How rising market and ESG standards can work in favour of under-fire SA mining

JEAN-Sebastian Jacques, Rio Tinto CEO, paid the ultimate career price earlier this month, agreeing to leave the Anglo-Australian company. This was after the company ignored an impact study that should have overturned the earlier approval for blasting an iron ore site in Western Australia containing 46,000 year-old aboriginal settlements.

The consequence of Jacques’ departure for the world’s mining sector is that a new precedent has been set in environmental, social and governance (ESG) standards as well as how company boards sanction abuses.

It’s no secret ESG has been a growing influence in the investment world.
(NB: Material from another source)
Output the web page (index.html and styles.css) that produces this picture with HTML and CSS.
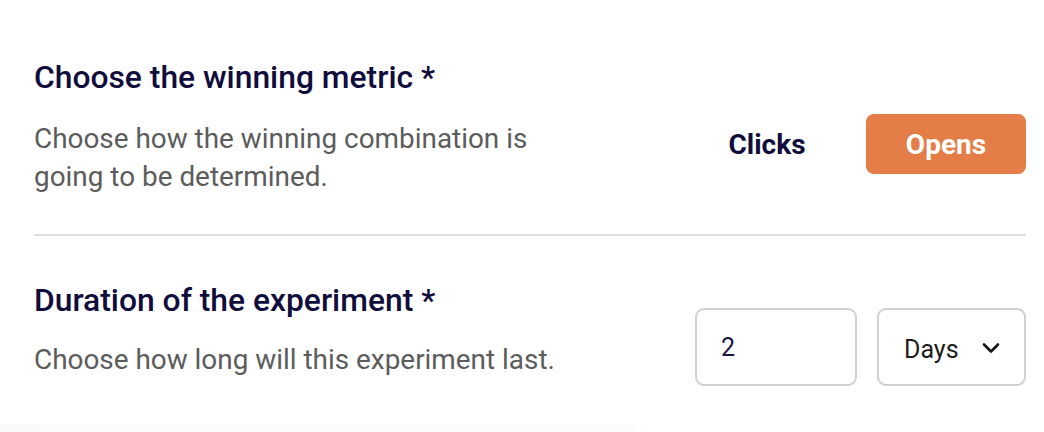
FILE: index.html
```html
<!DOCTYPE html>
<html lang="en">
<head>
<meta charset="utf-8">
<title>Experiment settings</title>
<link rel="stylesheet" href="styles.css">
</head>
<body>
<main class="panel">
  <section class="setting setting-metric">
    <div class="setting-text">
      <h2 class="setting-title">Choose the winning metric *</h2>
      <p class="setting-desc">Choose how the winning combination is<br>going to be determined.</p>
    </div>
    <div class="setting-controls metric-controls">
      <button class="toggle">Clicks</button>
      <button class="toggle toggle-active">Opens</button>
    </div>
  </section>
  <hr class="divider">
  <section class="setting setting-duration">
    <div class="setting-text">
      <h2 class="setting-title">Duration of the experiment *</h2>
      <p class="setting-desc">Choose how long will this experiment last.</p>
    </div>
    <div class="setting-controls duration-controls">
      <div class="field field-number">2</div>
      <div class="field field-select">
        <span>Days</span>
        <svg class="chevron" width="18" height="12" viewBox="0 0 18 12"><path d="M2 2.5 L9 9.5 L16 2.5" fill="none" stroke="#111" stroke-width="2.6" stroke-linecap="round" stroke-linejoin="round"/></svg>
      </div>
    </div>
  </section>
  <div class="footer-shade"></div>
</main>
</body>
</html>
```
FILE: styles.css
```css
* { box-sizing: border-box; }
html, body {
  margin: 0;
  padding: 0;
  background: #ffffff;
}
body {
  font-family: Roboto, "Liberation Sans", sans-serif;
  width: 1044px;
  height: 432px;
  overflow: hidden;
}
.panel {
  padding: 59px 18px 0 34px;
  display: flex;
  flex-direction: column;
  height: 432px;
}
.setting {
  display: flex;
  justify-content: space-between;
  align-items: flex-start;
}
.setting-text {
  display: flex;
  flex-direction: column;
}
.setting-title {
  margin: 0;
  font-size: 31.8px;
  line-height: 36px;
  font-weight: 500;
  color: #100d3d;
}
.setting-desc {
  margin: 25px 0 0;
  font-size: 27.9px;
  line-height: 38px;
  font-weight: 400;
  color: #5c5c5c;
}
.setting-metric {
  padding-bottom: 38px;
}
.metric-controls {
  display: flex;
  gap: 19px;
  margin-top: 55px;
}
.toggle {
  width: 160px;
  height: 60px;
  border: none;
  border-radius: 8px;
  background: transparent;
  font-family: Roboto, "Liberation Sans", sans-serif;
  font-size: 28px;
  font-weight: 700;
  color: #100d3d;
  padding: 0;
}
.toggle-active {
  background: #e57d48;
  color: #ffffff;
}
.divider {
  margin: 0;
  border: none;
  height: 2px;
  background: #dedede;
}
.setting-duration {
  padding-top: 46px;
}
.setting-duration .setting-desc {
  margin-top: 23px;
}
.duration-controls {
  display: flex;
  gap: 20px;
  margin-top: 26px;
}
.field {
  height: 78px;
  border: 2px solid #d0d0d0;
  border-radius: 9px;
  display: flex;
  align-items: center;
  font-size: 25px;
}
.field-number {
  width: 162px;
  padding-left: 24px;
  color: #1a1746;
}
.field-select {
  width: 149px;
  padding: 4px 24px 0 25px;
  justify-content: space-between;
  color: #1d1d1d;
}
.chevron {
  margin-top: -2px;
}
.footer-shade {
  margin: auto -18px 0 -34px;
  height: 8px;
  background: linear-gradient(to right, #fafafa 0%, #fbfbfb 60%, #ffffff 62%);
}
```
Analysts say South Africa’s mining sector, with its labour intensive, technically risky, and sometimes unsafe mines is structurally exposed to rigorous ESG-led investment scrutiny.

“ESG for mining companies is always tricky, specifically for the South Africans because the most common question we get asked is around fatalities and safety,” said Patrick Mann, an analyst for RMB Morgan Stanley at a recent conference. “Foreign investors are very reluctant to invest in a company where you would expect to see any fatalities.”

According to Kagiso Asset Management’s Mandi Dungwa, some mines have their report cards permanently blotted owing to systemic safety risks. “A couple of years ago, we did an exercise where we looked at where we wanted to be positioned in this sector and one of the things that came out of that exercise was a realisation there are some structural safety risks related to certain mining assets that are not so evident with others.”

In the platinum sector, it has led to an asset externalisation strategy. Both Impala Platinum and Sibanye-Stillwater have bought shallow, mechanised and relatively low labour platinum group metal (PGM) mines offshore (both in North America) in order to add “defensiveness” into their portfolios and ease the ESG risk of South African mining.

The improvement in the government’s approach to mining has helped to allay some investor concerns, however. And ESG issues notwithstanding, the improved economics is starting to alert investors to South Africa, especially its PGM sector.

“Offshore, a lot of people had written off the South African PGM industry,” said Mann. “I used to have these conversations when I’d phone and ask if they’d like to talk South African PGMs and they’d say ‘no’: over-supply, double digit cost inflation, it was just structurally unattractive,” he said.

The impact was that many foreign investors sat-out the first run up in PGM prices. “Now they’ve seen that there are deficits, and it looks fundamentally in a better position,” he said. “So definitely there’s better interest both from a regulatory, pricing and a fundamental perspective for the metals. It’s definitely much better than it’s been.”